Christmas letter would give a jolt
We will call her the “sad-eyed mother.” She would like to use her name, but her son will return to this community and she doesn’t want this story to trail him as he enters adult life. We rarely use anonymous sources, but this story is so compelling, especially in light of the Lakeside High School student suicide last week, that we’re making an exception today.
My city editor met the sad-eyed mother. She is real, and her story is more real than parents might wish to believe. The sad-eyed mother is 50. I don’t know her all that well. When I ran into her at a bookstore last week, she told me she won’t be sending out her usual wry Christmas letter.
If she did, she would tell the truth about her son, because some of our teens are suffering – from depression, from mental illness, from drug and alcohol addiction. We need to speak this reality to one another, she believes, in order to save the lives of these teens.
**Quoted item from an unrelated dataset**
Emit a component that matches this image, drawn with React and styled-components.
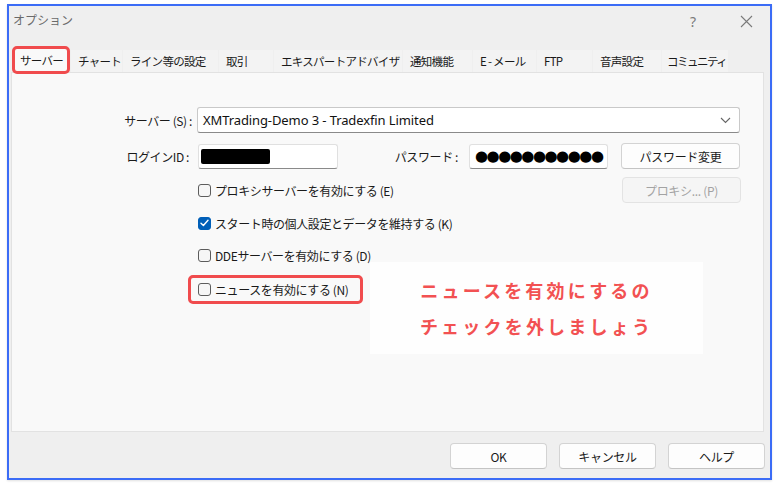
import React from "react";
import styled, { createGlobalStyle } from "styled-components";

const Global = createGlobalStyle`
  html, body { margin: 0; padding: 0; background: #ffffff; }
  body { font-family: "Noto Sans", "Noto Sans CJK JP", sans-serif; }
  * { box-sizing: border-box; }
`;

const Page = styled.div`
  width: 780px;
  height: 487px;
  padding: 4px 0 0 7px;
  background: #ffffff;
`;

const Frame = styled.div`
  width: 765px;
  height: 476px;
  border: 2px solid #3b6cf6;
  background: #efefef;
  display: flex;
  flex-direction: column;
  box-shadow: 0 1px 2px rgba(0, 0, 0, 0.12);
`;

const TitleBar = styled.div`
  height: 40px;
  display: flex;
  align-items: flex-start;
  padding: 6px 0 0 4px;
  font-family: "Noto Sans CJK JP", sans-serif;
  font-size: 12px;
  color: #6a6a6a;
`;

const TitleText = styled.div`
  flex: 1;
  line-height: 16px;
`;

const TitleButton = styled.div`
  width: 28px;
  height: 18px;
  display: flex;
  align-items: center;
  justify-content: center;
  color: #7a7a7a;
  font-family: "Noto Sans", sans-serif;
  font-size: 14px;
  margin-right: ${(p) => p.$mr || 0}px;
`;

const TabRow = styled.div`
  height: 26px;
  display: flex;
  align-items: flex-end;
  padding-left: 3px;
  position: relative;
  z-index: 2;
`;

const Tab = styled.div`
  width: ${(p) => p.$w}px;
  height: ${(p) => (p.$active ? 28 : 22)}px;
  margin-bottom: ${(p) => (p.$active ? -2 : 0)}px;
  margin-right: 1px;
  padding-left: ${(p) => (p.$active ? 5 : p.$pl || 7)}px;
  display: flex;
  align-items: center;
  background: ${(p) => (p.$active ? "#f9f9f9" : "#f3f3f3")};
  border: ${(p) => (p.$active ? "3px solid #f04b4d" : "none")};
  border-radius: ${(p) => (p.$active ? 5 : 0)}px;
  font-family: "Noto Sans CJK JP", sans-serif;
  font-size: 11.5px;
  letter-spacing: ${(p) => p.$ls || -0.7}px;
  color: #1a1a1a;
  white-space: nowrap;
  overflow: hidden;
`;

const Panel = styled.div`
  position: relative;
  margin: 0 6px 0 2px;
  height: 360px;
  border: 1px solid #e2e2e2;
  background: #f9f9f9;
  padding-top: 34px;
  display: flex;
  flex-direction: column;
  font-family: "Noto Sans CJK JP", sans-serif;
  font-size: 12px;
  letter-spacing: -0.4px;
  color: #1a1a1a;
`;

const Row = styled.div`
  display: flex;
  align-items: center;
  height: ${(p) => p.$h || 26}px;
  margin-top: ${(p) => p.$mt || 0}px;
`;

const Label = styled.div`
  width: ${(p) => p.$w}px;
  margin-right: ${(p) => p.$mr || 0}px;
  text-align: right;
  white-space: nowrap;
`;

const Select = styled.div`
  width: 543px;
  height: 26px;
  background: #ffffff;
  border: 1px solid #c9c9c9;
  border-bottom-color: #8a8a8a;
  border-radius: 3px;
  display: flex;
  align-items: center;
  padding: 0 8px 0 5px;
  font-family: "Noto Sans", "Noto Sans CJK JP", sans-serif;
  font-size: 13px;
  letter-spacing: -0.1px;
  color: #111;
`;

const SelectText = styled.div`
  flex: 1;
`;

const Input = styled.div`
  width: ${(p) => p.$w}px;
  height: 25px;
  margin-left: ${(p) => p.$ml || 0}px;
  background: #ffffff;
  border: 1px solid #e0e0e0;
  border-bottom-color: #8a8a8a;
  border-radius: 3px;
  display: flex;
  align-items: center;
  padding-left: 2px;
  overflow: hidden;
`;

const Redacted = styled.div`
  width: 69px;
  height: 15px;
  background: #000;
  border-radius: 2px;
`;

const Dots = styled.div`
  font-family: "DejaVu Sans", sans-serif;
  font-size: 15px;
  letter-spacing: -1.5px;
  white-space: nowrap;
  color: #000;
  padding-left: 3px;
`;

const Button = styled.div`
  width: ${(p) => p.$w || 119}px;
  height: 26px;
  margin-left: ${(p) => p.$ml || 0}px;
  margin-right: ${(p) => p.$mr || 0}px;
  background: ${(p) => (p.$disabled ? "#f5f5f5" : "#fdfdfd")};
  border: 1px solid ${(p) => (p.$disabled ? "#e3e3e3" : "#d3d3d3")};
  border-bottom-color: ${(p) => (p.$disabled ? "#e3e3e3" : "#c4c4c4")};
  border-radius: 4px;
  display: flex;
  align-items: center;
  justify-content: center;
  font-family: "Noto Sans CJK JP", sans-serif;
  font-size: 12px;
  letter-spacing: -0.3px;
  color: ${(p) => (p.$disabled ? "#a3a3a3" : "#1a1a1a")};
`;

const CheckRow = styled.div`
  display: flex;
  align-items: center;
  height: ${(p) => p.$h || 20}px;
  margin-top: ${(p) => p.$mt || 0}px;
  margin-left: ${(p) => p.$ml || 186}px;
`;

const Highlight = styled.div`
  display: flex;
  align-items: center;
  width: 175px;
  height: 29px;
  margin-left: 176px;
  margin-top: 10px;
  padding-left: 7px;
  border: 3px solid #f04b4d;
  border-radius: 5px;
`;

const Box = styled.div`
  width: 13px;
  height: 13px;
  border-radius: 3px;
  border: 1px solid ${(p) => (p.$checked ? "#005fb8" : "#5c5c5c")};
  background: ${(p) => (p.$checked ? "#005fb8" : "#f6f6f6")};
  display: flex;
  align-items: center;
  justify-content: center;
  margin-right: 4px;
  flex-shrink: 0;
`;

const CheckText = styled.span`
  white-space: nowrap;
`;

const Spacer = styled.div`
  flex: 1;
`;

const Callout = styled.div`
  position: absolute;
  left: 358px;
  top: 189px;
  width: 333px;
  height: 92px;
  background: #fefefe;
  display: flex;
  flex-direction: column;
  align-items: center;
  justify-content: center;
  font-family: "Noto Sans CJK JP", sans-serif;
  font-weight: 700;
  font-size: 18px;
  letter-spacing: 3.2px;
  line-height: 36px;
  color: #f25152;
`;

const Footer = styled.div`
  display: flex;
  justify-content: flex-end;
  gap: 12px;
  padding: 11px 5px 0 0;
`;

function Check({ checked, children }) {
  return (
    <>
      <Box $checked={checked}>
        {checked && (
          <svg width="9" height="8" viewBox="0 0 9 8">
            <path d="M1 4.2 L3.4 6.5 L8 1.3" fill="none" stroke="#fff" strokeWidth="1.4" strokeLinecap="round" strokeLinejoin="round" />
          </svg>
        )}
      </Box>
      <CheckText>{children}</CheckText>
    </>
  );
}

const tabs = [
  { t: "サーバー", w: 58, active: true },
  { t: "チャート", w: 51 },
  { t: "ライン等の設定", w: 95 },
  { t: "取引", w: 54 },
  { t: "エキスパートアドバイザ", w: 128 },
  { t: "通知機能", w: 69 },
  { t: "E - メール", w: 63 },
  { t: "FTP", w: 55 },
  { t: "音声設定", w: 68 },
  { t: "コミュニティ", w: 66, pl: 5, ls: -1.5 },
];

export default function App() {
  return (
    <>
      <Global />
      <Page>
        <Frame>
          <TitleBar>
            <TitleText>オプション</TitleText>
            <TitleButton $mr={25}>?</TitleButton>
            <TitleButton $mr={10}>
              <svg width="13" height="13" viewBox="0 0 13 13">
                <path d="M1 1 L12 12 M12 1 L1 12" stroke="#7a7a7a" strokeWidth="1.1" />
              </svg>
            </TitleButton>
          </TitleBar>
          <TabRow>
            {tabs.map((tab) => (
              <Tab key={tab.t} $w={tab.w} $active={tab.active} $pl={tab.pl} $ls={tab.ls}>
                {tab.t}
              </Tab>
            ))}
          </TabRow>
          <Panel>
            <Row>
              <Label $w={180} $mr={5}>サーバー (S) :</Label>
              <Select>
                <SelectText>XMTrading-Demo 3 - Tradexfin Limited</SelectText>
                <svg width="11" height="7" viewBox="0 0 11 7">
                  <path d="M1 1 L5.5 5.5 L10 1" fill="none" stroke="#666" strokeWidth="1.1" />
                </svg>
              </Select>
            </Row>
            <Row $mt={10} $h={26}>
              <Label $w={177} $mr={9}>ログインID :</Label>
              <Input $w={140}>
                <Redacted />
              </Input>
              <Label $w={120} $mr={11}>パスワード :</Label>
              <Input $w={139}>
                <Dots>●●●●●●●●●●●</Dots>
              </Input>
              <Button $ml={13}>パスワード変更</Button>
            </Row>
            <Row $mt={8}>
              <CheckRow $h={26}>
                <Check>プロキシサーバーを有効にする (E)</Check>
              </CheckRow>
              <Spacer />
              <Button $disabled $mr={22}>プロキシ... (P)</Button>
            </Row>
            <CheckRow $mt={10} $h={20}>
              <Check checked>スタート時の個人設定とデータを維持する (K)</Check>
            </CheckRow>
            <CheckRow $mt={12} $h={20}>
              <Check>DDEサーバーを有効にする (D)</Check>
            </CheckRow>
            <Highlight>
              <Check>ニュースを有効にする (N)</Check>
            </Highlight>
            <Callout>
              <div>ニュースを有効にするの</div>
              <div>チェックを外しましょう</div>
            </Callout>
          </Panel>
          <Footer>
            <Button $w={97}>OK</Button>
            <Button $w={97}>キャンセル</Button>
            <Button $w={97}>ヘルプ</Button>
          </Footer>
        </Frame>
      </Page>
    </>
  );
}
On July 26, the sad-eyed mother and her husband picked up their son at a friend’s house intending to drive him to Spring Creek Lodge Academy near Thompson Falls, Mont. It’s a boarding school for teens in trouble.
There were trouble signs everywhere in the son’s life – lethargic grades, sketchy school attendance, a minor-in-possession charge. And when the parents found evidence of cocaine use, they set in motion a plan for Spring Creek.
When the son realized their destination, he screamed and thrashed about in the car, accidentally kicking on the emergency notification switch to OnStar, an in-vehicle security service.
The operator asked, “Is this is an emergency?” Yes, it was. The police arrived. The sad-eyed mother watched her son led away in handcuffs. Between sobs, she wondered: “How did we get to this point?”
Two men sent by Spring Creek showed up at the juvenile detention center and drove away with her son. The school reins in troubled teens through strict rules and intense counseling. Its tactics are controversial; Time magazine featured the academy in its Nov. 22 issue. The academy costs $3,000 a month. The average stay is one year.
Though the sad-eyed mother and family have exchanged letters with the son, they were allowed to speak with him by phone for the first time Tuesday. They hope to visit him in person soon.
Parents who wish to visit must first attend seminars. At the first seminar, the facilitators told parents they weren’t there to discover what factors in popular culture or which video games seduced their teens into drugs. They said: “Your child went outside of your home to find what wasn’t there in your home.”
The sad-eyed mother realizes now that some of the problem stems from blinders worn by baby-boomer parents who behave more like buddies than adults. Parents so busy with their own lives, and so in need of their own needs being met, that they put their teens on auto-pilot.
“Adults have become way too good at justification and self-indulgence, and kids wonder why they can’t do the same,” the sad-eyed mother says.
Once upon a time in our culture, when teen girls got “in trouble,” they were sent away to homes for unwed mothers. Shame tracked some of these women the rest of their lives. The sad-eyed mother believes that drug treatment for teens – whether in boarding schools or community-based programs – constitutes our era’s taboo.
She has called the parents of her son’s friends. She often gets the let’s-not-talk- about-it-because-if-we-don’t-maybe- it’s-not-happening response. Yet teens who do drugs often hang out with teens who do the same.
The sad-eyed mother’s story unites all parents of teens, rich or poor. Our teens need the same things – parents who act like parents, attention and vigilance, hugs and kisses, no matter how much the teens say they hate them.
They are children still. And if they don’t find these things at home, they will find them out there. Dragons live out there.
This is what the sad-eyed mother would say in her holiday letter. If she had the energy to write it.